A majority of reviews, even positive ones, derided The Internship for being a feature-length Google commercial. In his review, Ty Burr of The Boston Globe commented: "Here’s why Google is so successful: It's figured out a way for Twentieth Century Fox to make a two-hour Google commercial disguised as a summer comedy". Stephen Rea of The Philadelphia Inquirer wrote on his review, "The Internship itself would be kind of charming, too, if this Google-recruitment film, this 119-minute commercial for Googliness, weren't so downright creepy". The Guardians David Cox described the movie as a "two-hour corporate video," while British film critic Mark Kermode called the film "the longest advert I've seen in the cinema". He dismissed it as "one of the most witless, humourless, vomit-inducing horribly self-satisfied, smug, unfunny comedies I have ever seen".

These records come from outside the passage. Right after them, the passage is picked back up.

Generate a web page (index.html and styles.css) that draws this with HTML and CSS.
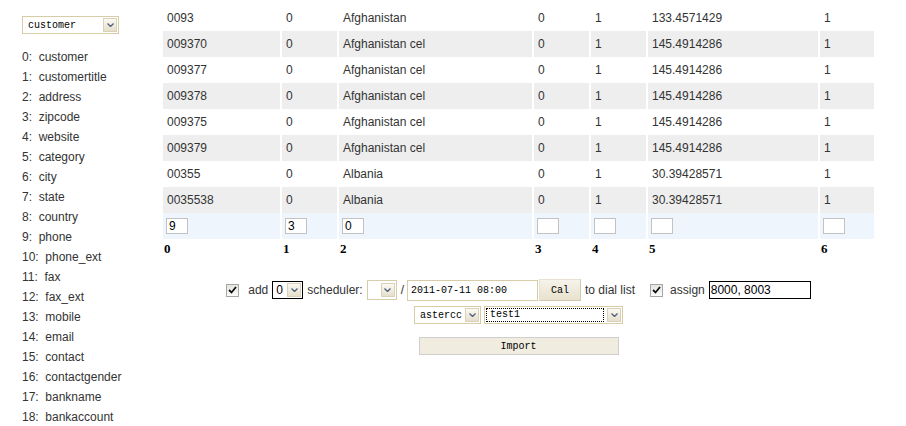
FILE: index.html
```html
<!DOCTYPE html>
<html lang="en">

<head>
    <meta charset="UTF-8">
    <title>Import Customers</title>
    <link rel="stylesheet" href="styles.css">
</head>

<body>

    <div class="page">
        <div class="sidebar">
            <span class="sel sel-field">
                <span class="sel-text">customer</span>
                <span class="sel-btn"><svg width="7" height="4" viewBox="0 0 7 4"><path d="M0.5 0.5 L3.5 3.5 L6.5 0.5" /></svg></span>
            </span>

            <ul class="fields">
                <li>0:&nbsp; customer</li>
                <li>1:&nbsp; customertitle</li>
                <li>2:&nbsp; address</li>
                <li>3:&nbsp; zipcode</li>
                <li>4:&nbsp; website</li>
                <li>5:&nbsp; category</li>
                <li>6:&nbsp; city</li>
                <li>7:&nbsp; state</li>
                <li>8:&nbsp; country</li>
                <li>9:&nbsp; phone</li>
                <li>10:&nbsp; phone_ext</li>
                <li>11:&nbsp; fax</li>
                <li>12:&nbsp; fax_ext</li>
                <li>13:&nbsp; mobile</li>
                <li>14:&nbsp; email</li>
                <li>15:&nbsp; contact</li>
                <li>16:&nbsp; contactgender</li>
                <li>17:&nbsp; bankname</li>
                <li>18:&nbsp; bankaccount</li>
            </ul>
        </div>

        <div class="main">
            <table class="grid">
                <colgroup>
                    <col class="c0">
                    <col class="c1">
                    <col class="c2">
                    <col class="c3">
                    <col class="c4">
                    <col class="c5">
                    <col class="c6">
                </colgroup>
                <tbody>
                    <tr><td>0093</td><td>0</td><td>Afghanistan</td><td>0</td><td>1</td><td>133.4571429</td><td>1</td></tr>
                    <tr class="alt"><td>009370</td><td>0</td><td>Afghanistan cel</td><td>0</td><td>1</td><td>145.4914286</td><td>1</td></tr>
                    <tr><td>009377</td><td>0</td><td>Afghanistan cel</td><td>0</td><td>1</td><td>145.4914286</td><td>1</td></tr>
                    <tr class="alt"><td>009378</td><td>0</td><td>Afghanistan cel</td><td>0</td><td>1</td><td>145.4914286</td><td>1</td></tr>
                    <tr><td>009375</td><td>0</td><td>Afghanistan cel</td><td>0</td><td>1</td><td>145.4914286</td><td>1</td></tr>
                    <tr class="alt"><td>009379</td><td>0</td><td>Afghanistan cel</td><td>0</td><td>1</td><td>145.4914286</td><td>1</td></tr>
                    <tr><td>00355</td><td>0</td><td>Albania</td><td>0</td><td>1</td><td>30.39428571</td><td>1</td></tr>
                    <tr class="alt"><td>0035538</td><td>0</td><td>Albania</td><td>0</td><td>1</td><td>30.39428571</td><td>1</td></tr>
                    <tr class="map">
                        <td><input class="map-input" type="text" value="9"></td>
                        <td><input class="map-input" type="text" value="3"></td>
                        <td><input class="map-input" type="text" value="0"></td>
                        <td><input class="map-input" type="text"></td>
                        <td><input class="map-input" type="text"></td>
                        <td><input class="map-input" type="text"></td>
                        <td><input class="map-input" type="text"></td>
                    </tr>
                    <tr class="nums"><td>0</td><td>1</td><td>2</td><td>3</td><td>4</td><td>5</td><td>6</td></tr>
                </tbody>
            </table>

            <div class="controls row-first">
                <span class="check"><svg width="9" height="8" viewBox="0 0 9 8"><path d="M1 4 L3.5 6.5 L8 1" /></svg></span>
                <span class="lbl lbl-add">add</span>
                <span class="sel sel-add">
                    <span class="sel-text">0</span>
                    <span class="sel-btn"><svg width="7" height="4" viewBox="0 0 7 4"><path d="M0.5 0.5 L3.5 3.5 L6.5 0.5" /></svg></span>
                </span>
                <span class="lbl lbl-sched">scheduler:</span>
                <span class="sel sel-sched">
                    <span class="sel-text"></span>
                    <span class="sel-btn"><svg width="7" height="4" viewBox="0 0 7 4"><path d="M0.5 0.5 L3.5 3.5 L6.5 0.5" /></svg></span>
                </span>
                <span class="lbl lbl-slash">/</span>
                <input class="date-input" type="text" value="2011-07-11 08:00">
                <button class="cal-btn" type="button">Cal</button>
                <span class="lbl lbl-dial">to dial list</span>
                <span class="check"><svg width="9" height="8" viewBox="0 0 9 8"><path d="M1 4 L3.5 6.5 L8 1" /></svg></span>
                <span class="lbl lbl-assign">assign</span>
                <input class="assign-input" type="text" value="8000, 8003">
            </div>

            <div class="controls row-second">
                <span class="sel sel-server">
                    <span class="sel-text">astercc</span>
                    <span class="sel-btn"><svg width="7" height="4" viewBox="0 0 7 4"><path d="M0.5 0.5 L3.5 3.5 L6.5 0.5" /></svg></span>
                </span>
                <span class="sel sel-campaign">
                    <span class="sel-text focused">test1</span>
                    <span class="sel-btn"><svg width="7" height="4" viewBox="0 0 7 4"><path d="M0.5 0.5 L3.5 3.5 L6.5 0.5" /></svg></span>
                </span>
            </div>

            <div class="controls row-third">
                <button class="import-btn" type="button">Import</button>
            </div>
        </div>
    </div>

</body>

</html>
```

FILE: styles.css
```css
body {
    margin: 0;
    padding: 0;
    background-color: #fff;
    font-family: "Liberation Sans", Arial, sans-serif;
    font-size: 12px;
    color: #333;
}

.page {
    display: flex;
    align-items: flex-start;
}

/* left column: field list */

.sidebar {
    width: 139px;
    padding: 15px 0 0 22px;
}

.fields {
    list-style: none;
    margin: 13px 0 0 0;
    padding: 0;
}

.fields li {
    height: 20px;
    line-height: 20px;
}

/* fake select boxes */

.sel {
    display: flex;
    align-items: center;
    box-sizing: border-box;
    border: 1px solid #d6cca6;
    background-color: #fff;
    font-family: "Liberation Mono", "Courier New", monospace;
    font-size: 10px;
    color: #000;
}

.sel-text {
    flex: 1;
    padding-left: 5px;
    white-space: pre;
}

.sel-btn {
    display: flex;
    align-items: center;
    justify-content: center;
    box-sizing: border-box;
    width: 14px;
    height: 14px;
    margin-right: 1px;
    border: 1px solid #d9d1b8;
    background: linear-gradient(#fbf9f3, #e6dfcb);
}

.sel-btn svg path {
    fill: none;
    stroke: #4d5d7a;
    stroke-width: 1.3;
}

.sel-field {
    width: 97px;
    height: 18px;
    margin-top: 1px;
}

/* data table */

.main {
    width: 715px;
    padding-top: 5px;
}

.grid {
    width: 715px;
    table-layout: fixed;
    border-collapse: separate;
    border-spacing: 2px 0;
}

.c0 { width: 117px; }
.c1 { width: 55px; }
.c2 { width: 193px; }
.c3 { width: 55px; }
.c4 { width: 55px; }
.c5 { width: 170px; }
.c6 { width: 54px; }

.grid td {
    height: 26px;
    padding: 0 4px;
    box-sizing: border-box;
    white-space: nowrap;
    vertical-align: middle;
}

.grid tr.alt td {
    background-color: #eeeeee;
}

.grid tr.map td {
    background-color: #eef5fc;
    padding: 0 3px;
}

.map-input {
    display: block;
    box-sizing: border-box;
    width: 22px;
    height: 16px;
    margin: 0;
    padding: 0 2px;
    border: 1px solid #c2c2c2;
    font-family: "Liberation Sans", Arial, sans-serif;
    font-size: 12px;
    color: #000;
}

.grid tr.nums td {
    height: 20px;
    padding: 0 1px;
    font-family: "Liberation Serif", "Times New Roman", serif;
    font-weight: bold;
    font-size: 13px;
    color: #000;
}

/* import controls */

.controls {
    display: flex;
    align-items: center;
    justify-content: center;
}

.row-first {
    margin-top: 20px;
    height: 22px;
}

.row-second {
    margin-top: 5px;
}

.row-third {
    margin-top: 13px;
}

.check {
    display: flex;
    align-items: center;
    justify-content: center;
    box-sizing: border-box;
    width: 13px;
    height: 13px;
    border: 1px solid #a6a6a6;
    background: linear-gradient(#e4e4e0, #fbfbfb);
}

.check svg path {
    fill: none;
    stroke: #111;
    stroke-width: 1.8;
}

.lbl {
    white-space: nowrap;
}

.lbl-add { margin: 0 4px 0 9px; }
.lbl-sched { margin: 0 4px 0 4px; }
.lbl-slash { margin: 0 3px 0 4px; }
.lbl-dial { margin: 0 15px 0 4px; }
.lbl-assign { margin: 0 4px 0 7px; }

.sel-add {
    width: 31px;
    height: 18px;
    border-color: #000;
    font-family: "Liberation Sans", Arial, sans-serif;
    font-size: 12px;
}

.sel-add .sel-text {
    padding-left: 3px;
}

.sel-sched {
    width: 30px;
    height: 20px;
}

.date-input {
    box-sizing: border-box;
    width: 131px;
    height: 21px;
    margin: 0;
    padding: 0 3px;
    border: 1px solid #d6cca6;
    font-family: "Liberation Mono", "Courier New", monospace;
    font-size: 10px;
    color: #000;
}

.cal-btn {
    box-sizing: border-box;
    width: 42px;
    height: 22px;
    margin: 0 0 0 1px;
    padding: 0;
    border: 1px solid #e6e1d2;
    border-right-color: #cfc8b3;
    border-bottom-color: #cfc8b3;
    background: linear-gradient(#f6f3ea, #e8e1cd);
    font-family: "Liberation Mono", "Courier New", monospace;
    font-size: 10px;
    color: #000;
}

.assign-input {
    box-sizing: border-box;
    width: 102px;
    height: 18px;
    margin: 0;
    padding: 0 1px;
    border: 1px solid #000;
    font-family: "Liberation Sans", Arial, sans-serif;
    font-size: 12px;
    color: #000;
}

.sel-server {
    width: 67px;
    height: 18px;
    margin-right: 3px;
}

.sel-campaign {
    width: 139px;
    height: 18px;
}

.sel-campaign .sel-text {
    margin: 1px 3px 1px 1px;
    padding-left: 3px;
    border: 1px dotted #000;
    line-height: 12px;
}

.import-btn {
    box-sizing: border-box;
    width: 200px;
    height: 18px;
    margin: 0;
    padding: 0;
    border: 1px solid #cfcfcf;
    background-color: #f0ecdf;
    font-family: "Liberation Mono", "Courier New", monospace;
    font-size: 10px;
    color: #000;
}
```
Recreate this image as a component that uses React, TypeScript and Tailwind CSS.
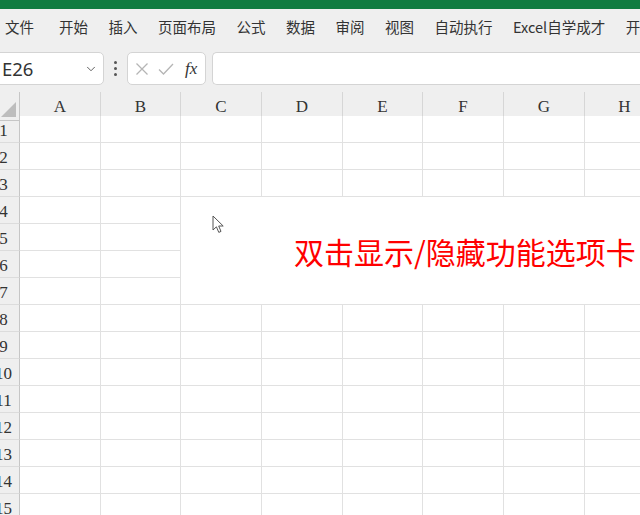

Another critique was that combining Vaughn and Wilson with Google was poorly timed, and that the film would have been much more successful, had it been released on the heels of Vaughn and Wilson's success in 2005's Wedding Crashers. This fact of timing was satirized by a video news story run by The Onion, a satirical newspaper, titled "The Internship Poised to be Biggest Comedy of 2005".

Many former Google interns and Google employees noted the accuracy of the company environment depicted in the film, but also noted that the internship process is nothing like that shown.

==Home media==
The Internship was released in "Unrated" form on DVD and Blu-ray Combo Pack on October 22, 2013. This edition runs 125 minutes and contains profanity and nudity not found in the theatrical release.